No entanto, é no século XX que a imprensa se estabelece com maior autonomia. Em Angola, o primeiro livro, marco histórico-literário da ficção, foi O segredo da morta, de Assis Junior, uma obra de costumes angolanos publicada nos folhetins do jornal A vanguarda de Luanda em 1929, com reedição datada de 1935 pela tipografia A Lusitana em Luanda. Escrito, então, no período que vai de 1910 a 1940, de 'quase não-literatura' em Angola, como diz Henrique Guerra no prefácio da última edição, O segredo da morta ocupa todo um vazio literário, como ponte entre duas gerações de escritores preocupados com a revitalização angolana, duas gerações que se representam anteriormente por Cordeiro da Mata e posteriormente por Castro Soromenho ( SANTILLI, Maria Aparecida. Estórias africanas: história e antologia. São Paulo: Ática, 1985, p.12-3). Assis Junior inaugura a moderna ficção angolana, e Castro Soromenho dará continuidade a ela com seus contos e romances inspirados própria vivência no sertão angolano, mais precisamente na região da Lunda:
Dessa convivência e aprendizagem no sertão angolano, surgem as primeiras narrações de Castro Soromenho, Lendas negras, Nhári,; O drama da gente negra, Rajada e outras e Calenga. Aos contos e novelas seguem-se os romances, Noite de angústia, Homens sem caminho, Terra morta, Viragem, A chaga, Quem nos percorre atravessa uma terra em transe ( SANTILLI, Maria Aparecida. Estórias africanas: história e antologia. São Paulo: Ática, 1985, p.14).
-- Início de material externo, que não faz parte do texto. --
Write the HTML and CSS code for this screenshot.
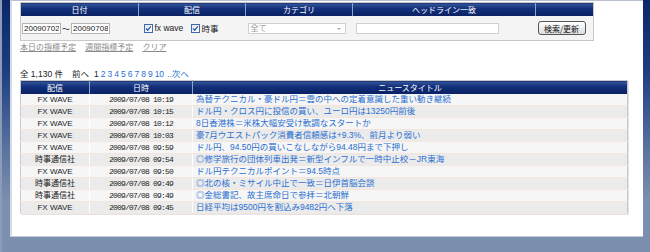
FILE: index.html
```html
<!DOCTYPE html>
<html lang="ja">

<head>
    <meta charset="UTF-8">
    <title>ニュース一覧</title>
    <link rel="stylesheet" href="styles.css">
</head>

<body>
    <div class="page">
        <table class="search">
            <tr class="head">
                <th class="c-date">日付</th>
                <th class="c-src">配信</th>
                <th class="c-cat">カテゴリ</th>
                <th class="c-word">ヘッドライン一致</th>
                <th class="c-btn"></th>
            </tr>
            <tr class="fields">
                <td class="c-date">
                    <input class="date" type="text" value="20090702"><span class="tilde">～</span><input class="date" type="text" value="20090708">
                </td>
                <td class="c-src">
                    <label class="check"><span class="box"><svg viewBox="0 0 9 9" width="7" height="7"><path d="M1.5 4.5l2 2.2L7.5 1.8" stroke="#2b58c4" stroke-width="1.6" fill="none"/></svg></span>fx wave</label>
                    <label class="check"><span class="box"><svg viewBox="0 0 9 9" width="7" height="7"><path d="M1.5 4.5l2 2.2L7.5 1.8" stroke="#2b58c4" stroke-width="1.6" fill="none"/></svg></span>時事</label>
                </td>
                <td class="c-cat">
                    <div class="select">全て<span class="arrow"></span></div>
                </td>
                <td class="c-word"><input class="keyword" type="text"></td>
                <td class="c-btn"><button type="button">検索/更新</button></td>
            </tr>
        </table>

        <div class="links">
            <a href="#">本日の指標予定</a>
            <a href="#">週間指標予定</a>
            <a href="#">クリア</a>
        </div>

        <div class="pager">
            全 1,130 件<span class="prev">前へ</span><span class="cur">1</span><a href="#">2</a><a href="#">3</a><a href="#">4</a><a href="#">5</a><a href="#">6</a><a href="#">7</a><a href="#">8</a><a href="#">9</a><a href="#">10</a><a href="#" class="next">..次へ</a>
        </div>

        <table class="news">
            <tr class="head">
                <th class="n-src">配信</th>
                <th class="n-time">日時</th>
                <th class="n-title">ニュースタイトル</th>
            </tr>
            <tr><td class="src">FX WAVE</td><td class="time">2009/07/08 10:19</td><td><a href="#">為替テクニカル・豪ドル円＝雲の中への定着意識した重い動き継続</a></td></tr>
            <tr><td class="src">FX WAVE</td><td class="time">2009/07/08 10:15</td><td><a href="#">ドル円・クロス円に投信の買い、ユーロ円は13250円前後</a></td></tr>
            <tr><td class="src">FX WAVE</td><td class="time">2009/07/08 10:12</td><td><a href="#">8日香港株＝米株大幅安受け軟調なスタートか</a></td></tr>
            <tr><td class="src">FX WAVE</td><td class="time">2009/07/08 10:03</td><td><a href="#">豪7月ウエストパック消費者信頼感は+9.3%、前月より弱い</a></td></tr>
            <tr><td class="src">FX WAVE</td><td class="time">2009/07/08 09:59</td><td><a href="#">ドル円、94.50円の買いこなしながら94.48円まで下押し</a></td></tr>
            <tr><td class="src jp">時事通信社</td><td class="time">2009/07/08 09:54</td><td><a href="#">◎修学旅行の団体列車出発＝新型インフルで一時中止校－JR東海</a></td></tr>
            <tr><td class="src">FX WAVE</td><td class="time">2009/07/08 09:50</td><td><a href="#">ドル円テクニカルポイント＝94.5時点</a></td></tr>
            <tr><td class="src jp">時事通信社</td><td class="time">2009/07/08 09:49</td><td><a href="#">◎北の核・ミサイル中止で一致＝日伊首脳会談</a></td></tr>
            <tr><td class="src jp">時事通信社</td><td class="time">2009/07/08 09:49</td><td><a href="#">◎金総書記、故主席命日で参拝＝北朝鮮</a></td></tr>
            <tr><td class="src">FX WAVE</td><td class="time">2009/07/08 09:45</td><td><a href="#">日経平均は9500円を割込み9482円へ下落</a></td></tr>
        </table>
    </div>
</body>

</html>
```

FILE: styles.css
```css
body {
    margin: 0;
    padding: 0;
    height: 252px;
    font-family: "Liberation Sans", "Noto Sans CJK JP", sans-serif;
    font-size: 8px;
    color: #222;
    background: linear-gradient(to bottom, #0b2767 0, #1d3d80 70px, #5a74a0 150px, #7b8fae 200px, #7b8fae 100%);
    border-left: 2px solid #8c9cb8;
    box-sizing: border-box;
}

.page {
    margin-left: 8px;
    width: 633px;
    height: 237px;
    box-sizing: border-box;
    background-color: #fff;
    border-left: 2px solid #d4dae6;
    border-top: 1px solid #b8c0d0;
    border-bottom: 1px solid #c4ccda;
    padding: 1px 0 0 8px;
}

table {
    border-collapse: collapse;
    table-layout: fixed;
}

th {
    height: 13px;
    padding: 0;
    color: #fff;
    font-weight: normal;
    font-size: 8px;
    background: linear-gradient(to bottom, #36569a 0, #12307a 40%, #0a2062 100%);
    border-left: 1px solid #8fa2c8;
    text-align: center;
}

th:first-child {
    border-left: none;
}

/* search form */
.search {
    width: 568px;
    border: 1px solid #c8c8c8;
}

.search .c-date { width: 117px; }
.search .c-src { width: 106px; }
.search .c-cat { width: 106px; }
.search .c-word { width: 182px; }
.search .c-btn { width: 57px; }

.fields td {
    height: 24px;
    padding: 0;
    background-color: #f4f4f4;
    vertical-align: middle;
}

.fields .c-date { padding-left: 1px; }
.fields .c-src { padding-left: 5px; }
.fields .c-cat { padding-left: 2px; }
.fields .c-word { padding-left: 3px; }
.fields .c-btn { padding-left: 2px; }

.date {
    width: 39px;
    height: 11px;
    box-sizing: border-box;
    padding: 0 1px;
    border: 1px solid #b4b4b4;
    font-family: "Liberation Sans", sans-serif;
    font-size: 8px;
    color: #222;
    vertical-align: middle;
}

.tilde {
    display: inline-block;
    width: 10px;
    text-align: center;
    vertical-align: middle;
}

.check {
    display: inline-flex;
    align-items: center;
    margin-right: 5px;
    font-size: 8.5px;
}

.box {
    display: inline-flex;
    align-items: center;
    justify-content: center;
    width: 9px;
    height: 9px;
    box-sizing: border-box;
    margin-right: 2px;
    border: 1px solid #3d6ab0;
    background: linear-gradient(to bottom right, #e6e6e0, #fff);
}

.select {
    position: relative;
    width: 98px;
    height: 11px;
    box-sizing: border-box;
    border: 1px solid #d0d0d0;
    background-color: #fff;
    color: #999;
    font-size: 8px;
    line-height: 9px;
    padding-left: 2px;
}

.arrow {
    position: absolute;
    right: 4px;
    top: 4px;
    border-left: 2px solid transparent;
    border-right: 2px solid transparent;
    border-top: 2px solid #aaa;
}

.keyword {
    display: block;
    width: 143px;
    height: 11px;
    box-sizing: border-box;
    border: 1px solid #d0d0d0;
    background-color: #fff;
}

button {
    width: 48px;
    height: 14px;
    padding: 0;
    font-family: "Noto Sans CJK JP", sans-serif;
    font-size: 8px;
    color: #111;
    background: linear-gradient(to bottom, #ffffff, #dcdcdc);
    border: 1px solid #555;
    border-radius: 3px;
    cursor: pointer;
}

/* links */
.links {
    height: 11px;
    line-height: 11px;
    margin-top: 1px;
}

.links a {
    color: #8a8a8a;
    margin-right: 7px;
}

.pager {
    margin-top: 16px;
    height: 11px;
    line-height: 11px;
    color: #222;
    font-size: 8.5px;
}

.pager .prev {
    margin: 0 5px 0 9px;
}

.pager .cur {
    margin-right: 2px;
}

.pager a {
    color: #2a6fd0;
    text-decoration: none;
    margin-right: 2px;
}

.pager .next {
    margin-left: 1px;
}

/* news list */
.news {
    width: 608px;
    border: 1px solid #c8c8c8;
    box-shadow: 1px 1px 0 #e4e4e4;
}

.news .n-src { width: 68px; }
.news .n-time { width: 102px; }

.news td {
    height: 11px;
    padding: 0;
    line-height: 11px;
    white-space: nowrap;
    overflow: hidden;
    background-color: #f6f6f6;
    border-bottom: 1px solid #f4e6dc;
    border-left: 1px solid #fff;
}

.news tr:nth-child(odd) td {
    background-color: #ebebeb;
}

.news td.src {
    text-align: center;
    border-left: none;
}

.news td.time {
    text-align: center;
    font-family: "Liberation Mono", monospace;
    letter-spacing: -0.8px;
}

.news td a {
    color: #2a6fd0;
    text-decoration: none;
    padding-left: 3px;
    font-size: 8.5px;
}
```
O projecto de investigação das realidades nacionais foi impulsionado por volta de 1940, quando os escritores africanos de língua portuguesa criaram canais mais regulares de divulgação, como as revistas. A experiência angolana no âmbito cultural contou com dois grupos significativos - o "Movimento dos Jovens Intelectuais" e a geração de autores cujo lema era "Vamos descobrir Angola" - para instituir as novas perspectivas que iriam redimensionar e "mapear [inicialmente] a fisionomia multifacetada do cenário cultural angolano" (CHAVES, Rita de Cássia Natal. A formação do romance angolano. São Paulo: Via Atlântica, 1999, p.21).
Em 1950, surge a Antologia dos novos poetas de Angola e, posteriormente, a revista Mensagem (1951-1952), com a participação de escritores que se tornaram basilares da literatura angolana: Agostinho Neto, Alda Lara, Antero Abreu, António Cardoso, António Jacinto, Mário António, Mário de Andrade, Oscar Ribas, Viriato da Cruz e o moçambicano José Craveirinha. Essa revista, para além da divulgação da produção literária, tinha um perfil pedagógico, pois segundo Santilli:
Os objectivos da revista centravam-se na busca da redefinição e valorização dos dados básicos de caracterização nacional. Os escritores propunham-se à alfabetização e melhoria das condições culturais do operário, as diversificadas actividades no sector da cultura nacional (SANTILLI, Maria Aparecida. Estórias africanas: história e antologia. São Paulo: Ática, 1985, p.15).